Check how the house feels, not just how it looks. Listen for traffic. Notice odors, temperature differences between rooms, signs of fresh paint in isolated spots, or cracks that have been casually patched. Open closets. Look at ceilings. Step into the basement with the same attention you give the kitchen.
Try to separate staging from structure. A well-presented home can still have layout issues, limited storage, or costly maintenance ahead. On the other hand, a less polished home may offer excellent value if the fundamentals are strong.
When an open house is not enough
An open house is a starting point, not a full evaluation. You are seeing the property in a controlled setting, often during a short time window and with other buyers walking through.
If a home seems promising, the next step should be more focused. That may mean reviewing comparable sales, booking a private showing, checking disclosures carefully, and understanding how the asking price fits the local market.
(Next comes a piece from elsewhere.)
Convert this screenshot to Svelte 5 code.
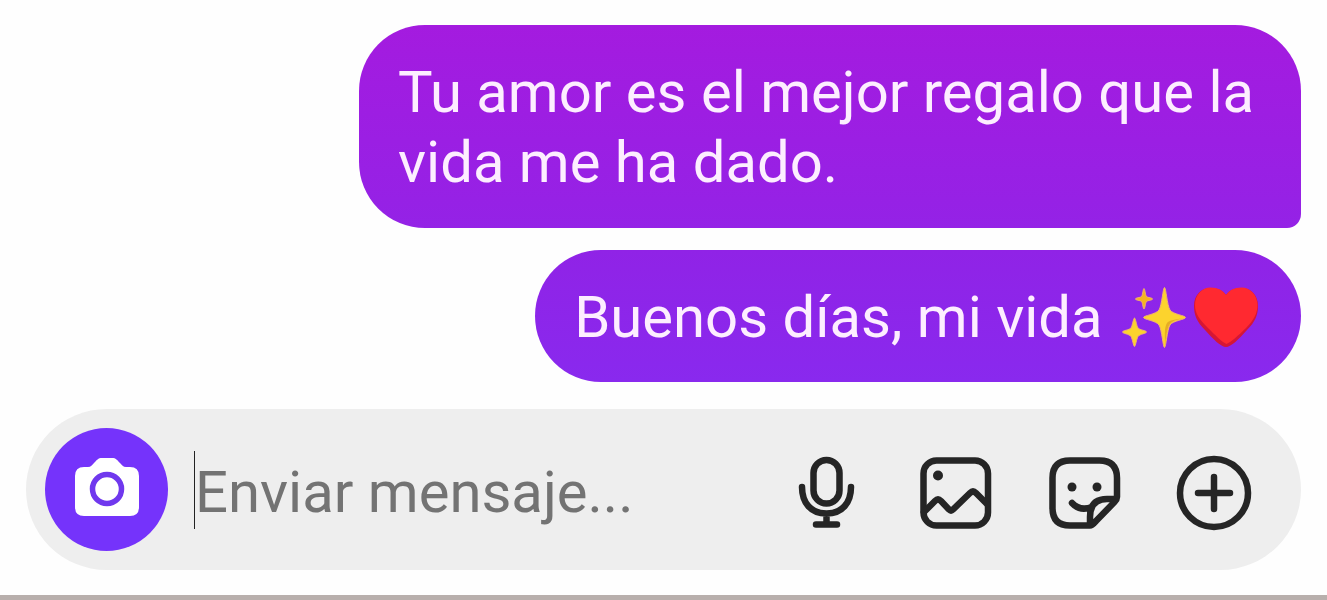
<script>
  let draft = $state('');
</script>

<main class="chat">
  <section class="messages" aria-label="Mensajes">
    <p class="bubble joined">Tu amor es el mejor regalo que la vida me ha dado.</p>
    <p class="bubble">
      Buenos días, mi vida
      <span class="emojis">
        <svg class="emoji" viewBox="-1 0 72 70" role="img" aria-label="destellos">
          <g fill="#fcd32d" stroke="#f0b070" stroke-width="1" stroke-linejoin="round">
            <path d="M46.500 5.500C48 5.500 49 23 52 28C55 32.500 67.500 33.500 67.500 35.500C67.500 37.500 55 38.500 52 43C49 48 48 65.500 46.500 65.500C45 65.500 44 48 41 43C38 38.500 25.500 37.500 25.500 35.500C25.500 33.500 38 32.500 41 28C44 23 45 5.500 46.500 5.500Z" />
            <path d="M16.500 36C17.500 36 18.500 43.500 20 46C21.500 48 28.500 48.500 28.500 50C28.500 51.500 21.500 52 20 54.500C18.500 57 17.500 64.500 16.500 64.500C15.500 64.500 14.500 57 13 54.500C11.500 52 4.500 51.500 4.500 50C4.500 48.500 11.500 48 13 46C14.500 43.500 15.500 36 16.500 36Z" />
            <path fill="#f5b51f" d="M26 6.500C27 6.500 27 12.500 28.500 14.500C30 15.800 34.500 15.800 34.500 17C34.500 18.200 30 18.200 28.500 19.500C27 21.500 27 27 26 27C25 27 25 21.500 23.500 19.500C22 18.200 17.500 18.200 17.500 17C17.500 15.800 22 15.800 23.500 14.500C25 12.500 25 6.500 26 6.500Z" />
          </g>
          <path fill="#e6ad24" d="M66 36C60 37.500 54 38.500 51.500 42.500C49 46 48 56 47 63C47 54 46 46 49 41C51 38 58 37.500 66 36Z" />
        </svg><svg class="emoji" viewBox="-1 1 72 70" role="img" aria-label="corazón">
          <path fill="#d51636" d="M36 66C31 66 23 58 15 49C7 41 4 34 4 25C4 14 11 7 20.500 7C27.500 7 33 9.500 36 14C39 9.500 44.500 7 51.500 7C61 7 68 14 68 25C68 34 65 41 57 49C49 58 41 66 36 66Z" />
          <path fill="#ff2930" d="M36.500 63C32 61 25 54 18 47C9 38 5 32 5 24C5 14 12 6.500 20.500 6.500C28 6.500 33 9.500 36 14C39 9.500 44 6.500 51.500 6.500C60 6.500 67.500 14 67.500 24C67.500 32 64 39 56 47C49 54 41 61 36.500 63Z" />
        </svg>
      </span>
    </p>
  </section>

  <form class="composer" onsubmit={(e) => e.preventDefault()}>
    <button class="camera" type="button" aria-label="Cámara">
      <svg viewBox="0 0 66 60">
        <path fill="#fff" d="M10 10H14C17 10 18 8 20 6C23 3 24 1 28 1H38C42 1 43 3 46 6C48 8 49 10 52 10H56Q65 10 65 19V50Q65 59 56 59H10Q1 59 1 50V19Q1 10 10 10Z" />
        <circle cx="33" cy="32" r="14.500" fill="none" stroke="#7038ee" stroke-width="5.500" />
      </svg>
    </button>
    <input type="text" placeholder="Enviar mensaje..." aria-label="Enviar mensaje" bind:value={draft} />
    <div class="tools">
      <button type="button" aria-label="Mensaje de voz">
        <svg viewBox="0 0 76 76">
          <rect x="24.500" y="5" width="26" height="43.500" rx="13" />
          <path d="M13 32C13 48 22 58.500 37.500 58.500S62 48 62 32M37.500 58.500V69.500M27 69.500H48" />
        </svg>
      </button>
      <button type="button" aria-label="Galería">
        <svg viewBox="0 0 76 76">
          <rect x="5.500" y="5.500" width="64.500" height="65" rx="13" />
          <path d="M6 57L17 46Q20 43 23 46L31 54.500Q33 56.500 35 54.500L52 38Q55 35 58 38L69 49" />
          <circle class="dot" cx="20" cy="20.500" r="5" />
        </svg>
      </button>
      <button type="button" aria-label="Stickers">
        <svg viewBox="0 0 76 76">
          <path d="M43 70.500H23Q5.500 70.500 5.500 53V23Q5.500 5.500 23 5.500H52.500Q70 5.500 70 23V42Q70 44.500 67.500 47L49 66Q45 70.500 43 70.500V62Q43 44 60 44H69M25 48C30 53.500 37 55 45 52" />
          <circle class="dot" cx="25" cy="32" r="4.500" />
          <circle class="dot" cx="50" cy="32" r="4.500" />
        </svg>
      </button>
      <button type="button" aria-label="Más opciones">
        <svg viewBox="0 0 76 76">
          <circle cx="38" cy="38" r="34" />
          <path d="M38 22V54M22 38H54" />
        </svg>
      </button>
    </div>
  </form>
</main>

<style>
  :global(body) {
    margin: 0;
    background: #fefefe;
  }

  .chat {
    box-sizing: border-box;
    display: flex;
    flex-direction: column;
    gap: 27px;
    min-height: 100vh;
    padding: 25px 26px 0;
    font-family: Roboto, sans-serif;
    font-size: 58px;
    border-bottom: 5px solid #b8afac;
  }

  .messages {
    display: flex;
    flex-direction: column;
    align-items: flex-end;
    gap: 22px;
    padding-left: 333px;
  }

  .bubble {
    box-sizing: border-box;
    margin: 0;
    padding: 32px 40px 30px 39px;
    border-radius: 66px;
    line-height: 70px;
    color: #fdeeff;
    background: linear-gradient(#9023e6, #8929ee);
  }

  .joined {
    padding-bottom: 31px;
    border-bottom-right-radius: 14px;
    background: linear-gradient(#a41bdf, #9422e6);
  }

  .emojis {
    white-space: nowrap;
  }

  .emoji {
    width: 72px;
    height: 70px;
    vertical-align: top;
  }

  .composer {
    box-sizing: border-box;
    display: flex;
    align-items: center;
    height: 161px;
    padding: 0 49px 0 19px;
    border-radius: 81px;
    background: #eee;
  }

  button {
    flex: none;
    display: grid;
    place-items: center;
    padding: 0;
    border: 0;
    background: none;
    cursor: pointer;
  }

  .camera {
    width: 123px;
    height: 123px;
    border-radius: 50%;
    background: #7533fb;
  }

  .camera svg {
    width: 66px;
    height: 60px;
    margin-bottom: 6px;
  }

  input {
    box-sizing: border-box;
    flex: 1;
    min-width: 0;
    height: 78px;
    margin-left: 26px;
    padding: 4px 0 0;
    border: 0;
    border-left: 1px solid #222;
    outline: 0;
    color: #222;
    background: none;
    font: inherit;
  }

  input::placeholder {
    color: #737373;
    opacity: 1;
  }

  .tools {
    display: flex;
    gap: 53px;
    padding-top: 6px;
  }

  .tools svg {
    width: 76px;
    height: 76px;
    fill: none;
    stroke: #252525;
    stroke-width: 6.5;
    stroke-linecap: round;
    stroke-linejoin: round;
  }

  .tools .dot {
    fill: #252525;
    stroke: none;
  }
</style>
In areas like Brampton and the GTA, where pricing strategy can vary sharply by neighborhood and property type, context is everything.
This is where working with a local Realtor can make a real difference. A buyer who asks smart questions at the open house and then backs those questions with market analysis is in a much stronger position than someone relying on first impressions alone.
A better way to think about open houses
The goal is not to impress the listing agent or prove that you know real estate terms. The goal is to leave with enough useful information to make a smart next decision.
Some homes will answer your questions well and still not be the right fit. Others may raise a few concerns but remain strong opportunities once you understand the full picture. That is normal. Real estate is rarely about one perfect answer. It is about asking the right questions early, so you can move forward with more clarity and less guesswork.
If you treat every open house as a fact-finding visit instead of a casual tour, you will start spotting the difference between a home that photographs well and one that truly makes sense for your future.